Edney Silva

Personal information
- Full name: Edney Henrique Santos da Silva
- Date of birth: 26 July 2004 (age 22)
- Place of birth: Bahia, Brazil
- Height: 1.75 m (5 ft 9 in)
- Position: Full-back

Team information
- Current team: Portimonense (on loan from Santa Clara)
- Number: 2

Youth career
- Confiança
- 0000–2022: São Caetano
- 2022–2025: Palmeiras

Senior career*
- Years: Team / Apps / (Gls)
- 2025–: Santa Clara / 2 / (0)
- 2025–: → Portimonense (loan) / 33 / (1)

= Edney Silva =

Brazilian association football player (born 2004)

Edney Henrique Santos da Silva (born 26 July 2004) is a Brazilian professional footballer who plays as a full-back for Liga Portugal 2 club Portimonense on loan from Santa Clara.

==Career==
He was born in Bahia, and plays at full-back, although at the start of his youth career he had initially played as a striker. He was a youth player at Confiança and São Caetano prior to featuring for Palmeiras U20. He initially played for Palmeiras U20 on a loan agreement before his permanent transfer to Palmeiras was authorised by a Brazilian court in order to help São Caetano pay off their creditors. He helped Palmeiras to win the Copinha in 2023, as well as the U-20 Brasileirão (2022) and the U-20 Copa do Brasil (2022). For Palmeiras from 2022 until 2025, he appeared in 101 matches at youth level in total, scoring six goals.

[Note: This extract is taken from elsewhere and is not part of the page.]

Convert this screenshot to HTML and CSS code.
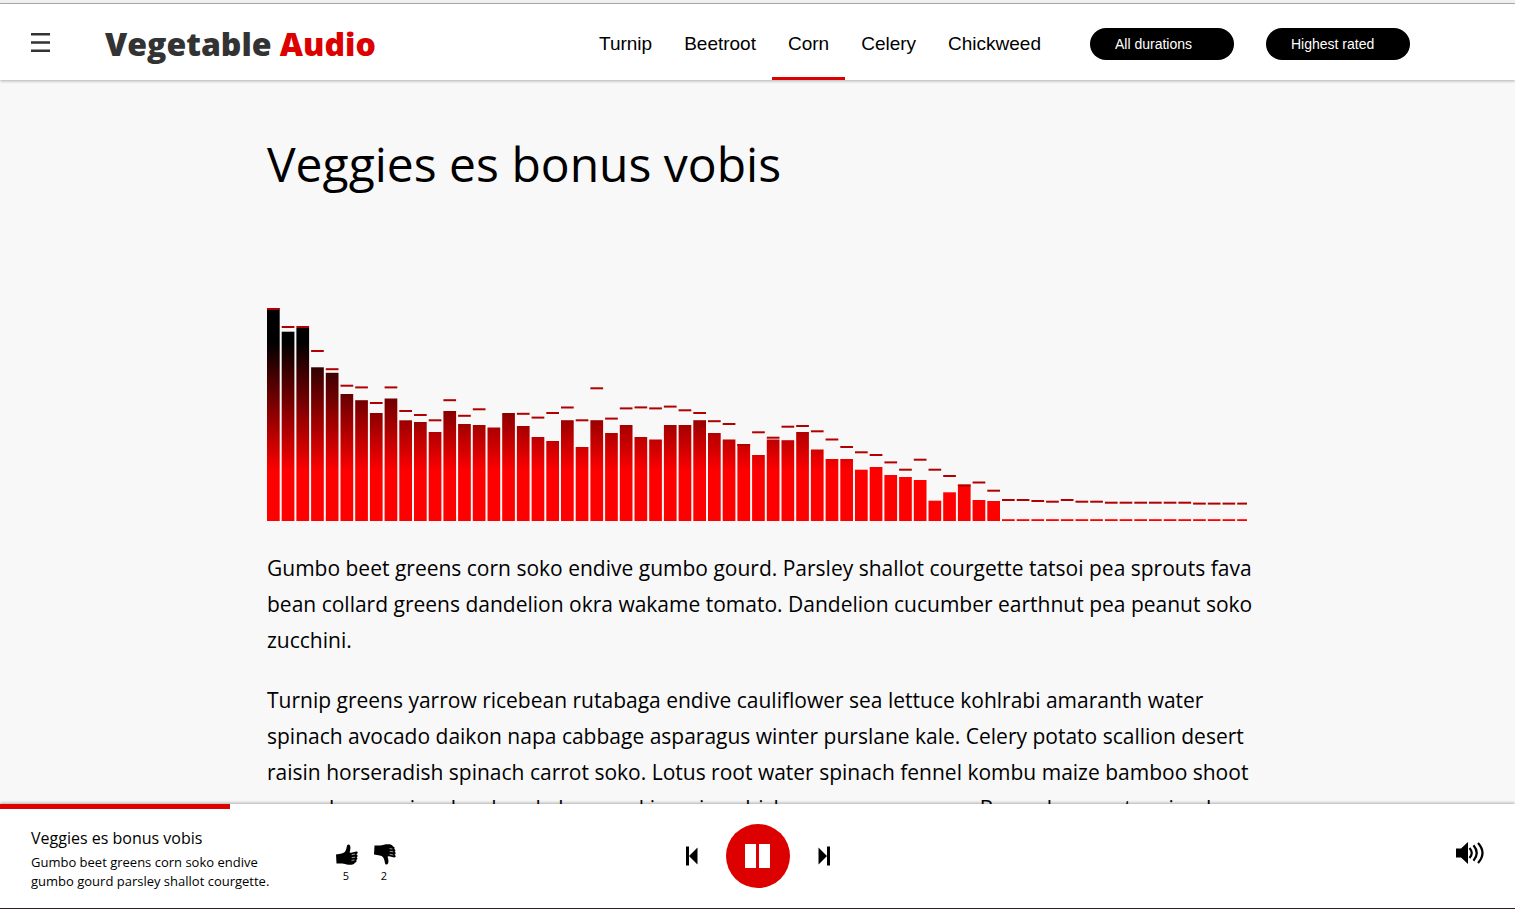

He joined C.D. Santa Clara of the Portuguese Primeira Liga on the final day of the winter transfer window in January 2025, agreeing a two and-a-half year contract into 2027. He made his debut for the Santa Clara first team on 10 May 2025 at the age of 20 years-old, when he replaced Diogo Calila in the 30th minute of their penultimate league match of the 2024-25 season against F.C. Famalicão in a 2-1 home win.

On 9 September 2025, Edney was sent on a season-long loan to Liga Portugal 2 club Portimonense.